Quid du critère d’application du droit de prélèvement ?

Le critère d’application est la présence des biens en France et la résidence dans l’UE des héritiers ou défunt ou leur nationalité « européenne ». Je pense alors que l’on retombe dans le travers de l’article 2 de la loi du 14 juillet 1819 qui a été jugé inconstitutionnel.

Dans cette hypothèse, que décider si des héritiers résident dans l’UE et d’autres résident hors UE ? Le défunt résidait hors UE, seul un héritier réside dans l’UE, les autres vivent dans un Etat non-membre de l’UE. Doit-on faire jouer le droit de prélèvement pour tous alors que seul un héritier remplit le critère d’application du droit de prélèvement ?


Rupture d’égalité entre les héritiers.

Supposons que le défunt ait des biens en France, mais que les critères de résidence et de nationalité « européenne » ne sont pas remplis. Les héritiers ne pourront pas bénéficier du droit de prélèvement. Nous nous retrouvons avec la même difficulté que le prélèvement de l’article 2 de la loi du 14 juillet 1819 qui a été jugé anticonstitutionnel car ce droit de prélèvement méconnaitrait le principe d’égalité devant la loi.


Quid d’une loi étrangère qui connait de la réserve mais dans une proportion moindre que la France ?

Supposons que les critères d’application du droit de prélèvement sont remplis. La loi étrangère prévoit un pourcentage moindre que celle de la réserve héréditaire française. Le droit de prélèvement doit-il jouer ?


Quid d’une loi qui ne connait pas de la réserve mais que les enfants ont été gratifié par le défunt ?

Soit une loi étrangère qui ne connait pas de la réserve héréditaire. Le défunt a gratifié sur des biens situés à l’étranger ses enfants mais dans une proportion moindre que la réserve française. Le droit de prélèvement devra-t-il jouer sur les biens situés en France ?

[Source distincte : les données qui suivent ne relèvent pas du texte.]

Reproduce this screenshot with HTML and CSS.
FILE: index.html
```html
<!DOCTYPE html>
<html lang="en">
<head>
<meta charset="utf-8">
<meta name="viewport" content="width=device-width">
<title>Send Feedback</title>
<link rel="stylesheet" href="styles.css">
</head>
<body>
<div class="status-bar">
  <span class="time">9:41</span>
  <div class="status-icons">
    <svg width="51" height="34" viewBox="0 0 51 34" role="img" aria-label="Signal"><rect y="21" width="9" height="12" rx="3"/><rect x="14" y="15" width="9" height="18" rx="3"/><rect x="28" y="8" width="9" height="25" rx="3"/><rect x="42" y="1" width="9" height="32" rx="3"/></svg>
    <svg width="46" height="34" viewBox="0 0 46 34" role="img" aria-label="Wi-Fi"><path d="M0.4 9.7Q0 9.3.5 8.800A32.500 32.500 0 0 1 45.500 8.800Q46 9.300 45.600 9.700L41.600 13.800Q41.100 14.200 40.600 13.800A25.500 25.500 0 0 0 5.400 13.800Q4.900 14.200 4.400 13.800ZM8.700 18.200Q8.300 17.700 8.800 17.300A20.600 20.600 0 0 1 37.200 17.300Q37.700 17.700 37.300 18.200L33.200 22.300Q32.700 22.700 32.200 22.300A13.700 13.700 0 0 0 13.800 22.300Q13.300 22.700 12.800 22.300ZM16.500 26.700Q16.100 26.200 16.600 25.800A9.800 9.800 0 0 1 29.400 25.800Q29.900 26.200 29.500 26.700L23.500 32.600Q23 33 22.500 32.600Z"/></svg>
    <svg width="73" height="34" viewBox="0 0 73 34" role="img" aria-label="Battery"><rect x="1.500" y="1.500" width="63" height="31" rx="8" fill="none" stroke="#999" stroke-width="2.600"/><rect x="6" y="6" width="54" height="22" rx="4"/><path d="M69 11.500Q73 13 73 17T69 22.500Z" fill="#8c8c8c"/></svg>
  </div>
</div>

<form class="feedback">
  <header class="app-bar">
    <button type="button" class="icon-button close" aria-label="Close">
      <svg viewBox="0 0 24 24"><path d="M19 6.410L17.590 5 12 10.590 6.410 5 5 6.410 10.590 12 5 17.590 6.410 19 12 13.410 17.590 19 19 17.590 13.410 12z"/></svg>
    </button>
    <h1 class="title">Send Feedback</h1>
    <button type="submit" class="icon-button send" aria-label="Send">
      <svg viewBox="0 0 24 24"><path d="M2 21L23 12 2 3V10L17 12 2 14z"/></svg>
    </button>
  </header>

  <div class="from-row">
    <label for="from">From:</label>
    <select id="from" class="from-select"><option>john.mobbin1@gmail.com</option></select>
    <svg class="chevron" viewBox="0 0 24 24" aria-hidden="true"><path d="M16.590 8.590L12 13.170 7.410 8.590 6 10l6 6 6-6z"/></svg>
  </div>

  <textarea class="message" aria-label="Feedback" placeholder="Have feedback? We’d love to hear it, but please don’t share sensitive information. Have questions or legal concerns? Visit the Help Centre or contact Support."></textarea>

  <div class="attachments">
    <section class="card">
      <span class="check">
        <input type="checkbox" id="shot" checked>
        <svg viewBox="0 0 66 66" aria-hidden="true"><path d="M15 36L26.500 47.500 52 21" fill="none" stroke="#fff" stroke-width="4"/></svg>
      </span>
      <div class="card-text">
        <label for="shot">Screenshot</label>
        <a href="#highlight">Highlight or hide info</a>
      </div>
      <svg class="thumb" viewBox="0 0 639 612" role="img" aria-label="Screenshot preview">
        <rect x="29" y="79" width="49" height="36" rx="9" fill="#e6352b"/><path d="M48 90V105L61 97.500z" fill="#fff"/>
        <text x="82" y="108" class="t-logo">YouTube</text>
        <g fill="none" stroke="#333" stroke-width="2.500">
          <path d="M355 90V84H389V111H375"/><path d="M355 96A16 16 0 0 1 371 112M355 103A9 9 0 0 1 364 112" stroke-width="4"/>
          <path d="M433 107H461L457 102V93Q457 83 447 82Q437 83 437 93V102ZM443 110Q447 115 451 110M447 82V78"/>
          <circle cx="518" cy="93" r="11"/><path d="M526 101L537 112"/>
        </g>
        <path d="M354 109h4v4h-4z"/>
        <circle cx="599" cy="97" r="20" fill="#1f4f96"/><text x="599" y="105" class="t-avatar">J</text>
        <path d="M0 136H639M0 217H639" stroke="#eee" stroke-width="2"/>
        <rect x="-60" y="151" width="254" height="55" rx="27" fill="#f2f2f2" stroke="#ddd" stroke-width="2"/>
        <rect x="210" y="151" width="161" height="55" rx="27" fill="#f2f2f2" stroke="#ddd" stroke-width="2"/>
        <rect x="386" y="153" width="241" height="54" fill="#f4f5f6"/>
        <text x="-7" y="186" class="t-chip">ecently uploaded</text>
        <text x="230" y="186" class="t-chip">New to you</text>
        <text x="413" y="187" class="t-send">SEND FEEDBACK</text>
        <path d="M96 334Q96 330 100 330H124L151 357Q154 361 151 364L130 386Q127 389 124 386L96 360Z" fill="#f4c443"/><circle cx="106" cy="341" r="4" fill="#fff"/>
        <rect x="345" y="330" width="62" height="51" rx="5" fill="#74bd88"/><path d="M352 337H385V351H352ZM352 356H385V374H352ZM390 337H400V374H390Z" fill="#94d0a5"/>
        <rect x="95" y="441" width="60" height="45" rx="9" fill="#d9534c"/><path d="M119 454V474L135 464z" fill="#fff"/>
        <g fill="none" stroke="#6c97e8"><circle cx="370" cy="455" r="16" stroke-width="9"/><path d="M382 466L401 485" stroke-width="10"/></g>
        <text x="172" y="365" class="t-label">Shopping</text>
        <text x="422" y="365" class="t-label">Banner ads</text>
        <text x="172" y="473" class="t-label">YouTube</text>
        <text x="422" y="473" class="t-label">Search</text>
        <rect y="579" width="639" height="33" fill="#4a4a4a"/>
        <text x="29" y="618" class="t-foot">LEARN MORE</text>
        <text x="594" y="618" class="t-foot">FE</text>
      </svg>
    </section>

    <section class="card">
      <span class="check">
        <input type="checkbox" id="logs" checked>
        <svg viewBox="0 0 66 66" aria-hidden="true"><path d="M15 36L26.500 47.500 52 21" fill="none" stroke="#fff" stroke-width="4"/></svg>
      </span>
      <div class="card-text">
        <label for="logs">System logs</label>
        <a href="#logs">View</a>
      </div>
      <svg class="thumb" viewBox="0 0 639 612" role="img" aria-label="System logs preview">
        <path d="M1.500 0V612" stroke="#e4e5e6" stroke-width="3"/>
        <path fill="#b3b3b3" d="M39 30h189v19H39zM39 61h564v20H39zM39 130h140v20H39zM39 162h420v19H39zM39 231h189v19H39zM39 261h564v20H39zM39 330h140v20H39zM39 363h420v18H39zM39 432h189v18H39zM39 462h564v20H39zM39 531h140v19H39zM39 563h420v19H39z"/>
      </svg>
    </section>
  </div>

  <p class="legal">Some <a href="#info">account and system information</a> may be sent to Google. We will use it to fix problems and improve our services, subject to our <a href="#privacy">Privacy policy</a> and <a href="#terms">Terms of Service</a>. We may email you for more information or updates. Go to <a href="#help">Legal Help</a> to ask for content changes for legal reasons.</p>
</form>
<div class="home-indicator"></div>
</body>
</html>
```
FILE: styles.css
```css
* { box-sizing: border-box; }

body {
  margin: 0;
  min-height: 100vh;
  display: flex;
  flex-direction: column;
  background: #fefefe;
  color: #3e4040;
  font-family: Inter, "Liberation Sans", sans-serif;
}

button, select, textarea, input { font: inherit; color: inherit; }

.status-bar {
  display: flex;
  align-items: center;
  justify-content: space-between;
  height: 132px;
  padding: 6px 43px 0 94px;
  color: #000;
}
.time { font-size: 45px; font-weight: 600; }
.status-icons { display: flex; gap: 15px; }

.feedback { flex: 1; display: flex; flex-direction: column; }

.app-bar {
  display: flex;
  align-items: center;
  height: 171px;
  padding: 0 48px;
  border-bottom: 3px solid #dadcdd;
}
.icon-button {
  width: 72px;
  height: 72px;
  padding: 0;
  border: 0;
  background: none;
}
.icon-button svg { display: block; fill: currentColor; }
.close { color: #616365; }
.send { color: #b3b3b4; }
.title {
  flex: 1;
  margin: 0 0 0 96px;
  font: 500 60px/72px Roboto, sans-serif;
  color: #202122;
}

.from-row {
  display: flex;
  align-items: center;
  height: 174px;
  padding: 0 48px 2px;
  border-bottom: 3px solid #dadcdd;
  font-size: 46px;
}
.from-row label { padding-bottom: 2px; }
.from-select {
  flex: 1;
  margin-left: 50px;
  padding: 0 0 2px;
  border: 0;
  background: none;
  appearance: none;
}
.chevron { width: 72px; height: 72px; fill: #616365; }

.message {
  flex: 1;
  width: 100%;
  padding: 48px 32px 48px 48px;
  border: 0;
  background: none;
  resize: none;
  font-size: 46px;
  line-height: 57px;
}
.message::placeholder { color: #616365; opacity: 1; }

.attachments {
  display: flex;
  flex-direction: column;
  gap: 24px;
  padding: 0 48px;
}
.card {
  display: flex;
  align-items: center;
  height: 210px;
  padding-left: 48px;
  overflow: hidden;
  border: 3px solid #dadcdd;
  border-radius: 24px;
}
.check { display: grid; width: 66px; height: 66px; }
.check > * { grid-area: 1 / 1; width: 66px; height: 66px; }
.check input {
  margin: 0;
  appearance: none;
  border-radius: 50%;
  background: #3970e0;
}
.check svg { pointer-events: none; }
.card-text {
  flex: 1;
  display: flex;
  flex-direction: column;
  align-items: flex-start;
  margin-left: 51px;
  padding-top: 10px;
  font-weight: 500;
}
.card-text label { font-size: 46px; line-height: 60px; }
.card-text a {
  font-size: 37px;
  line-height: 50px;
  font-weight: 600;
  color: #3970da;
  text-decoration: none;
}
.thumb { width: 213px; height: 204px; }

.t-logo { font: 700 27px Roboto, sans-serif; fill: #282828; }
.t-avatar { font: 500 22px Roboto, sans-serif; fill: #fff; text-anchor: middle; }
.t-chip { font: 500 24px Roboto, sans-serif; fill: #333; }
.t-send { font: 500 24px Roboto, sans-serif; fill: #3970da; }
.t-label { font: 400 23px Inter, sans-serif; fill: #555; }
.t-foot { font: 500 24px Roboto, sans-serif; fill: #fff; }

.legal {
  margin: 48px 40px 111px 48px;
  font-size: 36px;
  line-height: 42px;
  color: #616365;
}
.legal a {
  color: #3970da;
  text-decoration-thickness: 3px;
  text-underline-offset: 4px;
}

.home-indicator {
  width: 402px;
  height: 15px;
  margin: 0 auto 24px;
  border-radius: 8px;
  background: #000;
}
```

Quid des cas de litispendance et d’inconciliabilité des décisions ?

Si le défunt ne résidence pas en France et qu’il n’a pas la nationalité française, les tribunaux français sont incompétents pour régler la succession. A supposer que le juge français se considère compétent sur le fondement de la présence de biens en France (article 10), sa décision concernant le droit de prélèvement sera inconciliable avec une décision d’un Etat membre de l’UE ayant appliquer la loi étrangère. Que faire ?


Ce ne sont que quelques réflexions, je ne doute pas que d’autres difficultés tant théoriques que pratiques sont envisageables. Quoi qu’il en soit, ce droit de prélèvement serait pour moi contraire à règles instituées par l’Union européenne pour les successions transfrontières.